A collaboration between The Brinson Foundation and the Space Telescope Science Institute (STScI), the Brinson Prize supports postdoctoral scholars in carrying out novel research in observational cosmology. The program emphasizes projects that complement and capitalize on the latest space science, including topics such as the ﬁrst stars, the cosmic distance scale, and the development of large-scale structure.
The application period is open now through Nov. 2, said Jonathan Lunine, the David C. Duncan Professor in the Physical Sciences in the College of Arts and Sciences (A&S) and chair of the department. He said the Cornell Department of Astronomy could be a particularly good fit for early-career astrophysicists and cosmologists who are committed to pursuing bold ideas through innovative research. He encourages prospective applicants to look at the astrophysical and cosmological research going on in the department.
“We have world-class research programs in cosmology, time-domain astronomy, and other areas of astrophysics, including some in collaboration with faculty in the physics department. Cornell also has a groundbreaking new astronomical facility– the Fred Young Submillimeter Telescope – that will soon be operational,” he said.
Stella Ocker, Ph.D. ’23 won a Brinson Prize fellowship this year, and she said her doctoral studies at Cornell prepared her.
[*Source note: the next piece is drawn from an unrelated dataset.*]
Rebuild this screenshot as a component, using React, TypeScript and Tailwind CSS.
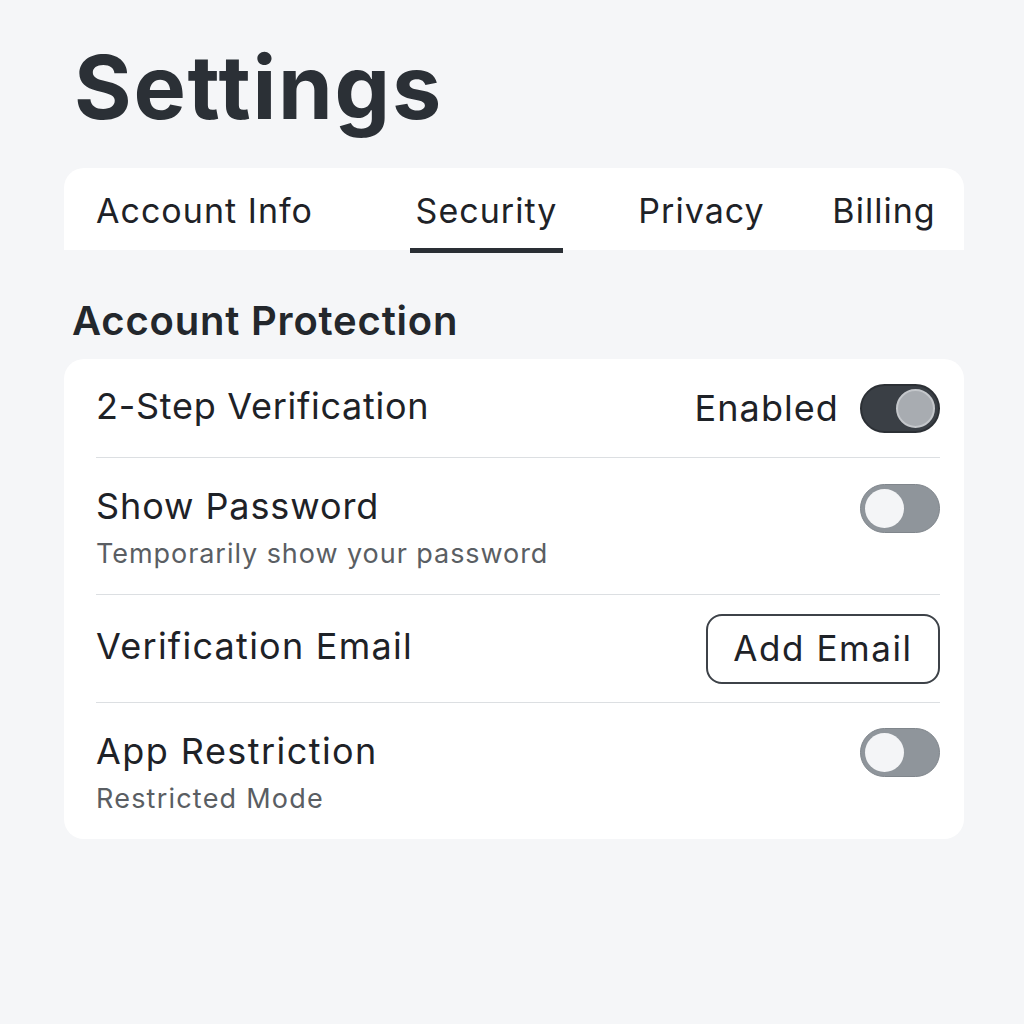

She studied pulsars, fast radio bursts and interstellar and circumgalactic plasma.
“At Cornell, I learned how to identify interesting and critical questions in my field, obtain access to funding and telescope resources, and communicate my research to the rest of the field and the broader public,” Ocker said. “Cornell astronomy covers a really unique breadth of research programs across planetary science and astrophysics, and I felt that having access to this breadth and learning from both professors and peers across many subfields really taught me how to contextualize my research and identify open problems that are both ambitious and achievable.”
Ocker began her Brinson Fellowship Sept. 1 at the California Institute of Technology and Carnegie Observatories in Pasadena, California (the first Brinson fellow to have a joint position.) During her fellowship, Ocker plans to synthesize state-of-the-art optical and radio surveys, including the Sloan Digital Sky Survey V and the Deep Synoptic Array, in order to build a distance ladder for using fast radio bursts as probes of the universe’s large-scale structure.
“The Brinson Prize provides postdoctoral fellows with the opportunity to pursue independent, ambitious research programs while building professional networks that will last long into their careers, Ocker said. “For me, having this fellowship means that I can build a set of research initiatives that are uniquely tailored to my goals and enjoy unparalleled access to the resources I need to accomplish those goals.”
Cornell astronomers Martha Haynes, Distinguished Professor of Arts and Sciences in Astronomy (A&S), and Anna Y.Q. Ho, assistant professor of astronomy (A&S), were instrumental in establishing Cornell as a Brinson Prize institution, Lunine said.
Other participating institutions are: California Institute of Technology; Johns Hopkins University; Massachusetts Institute of Technology; Northwestern University; Princeton University; Stanford University; University of Arizona; University of California, Berkeley; University of Chicago; University of Washington; and Observatories of the Carnegie Institution for Science.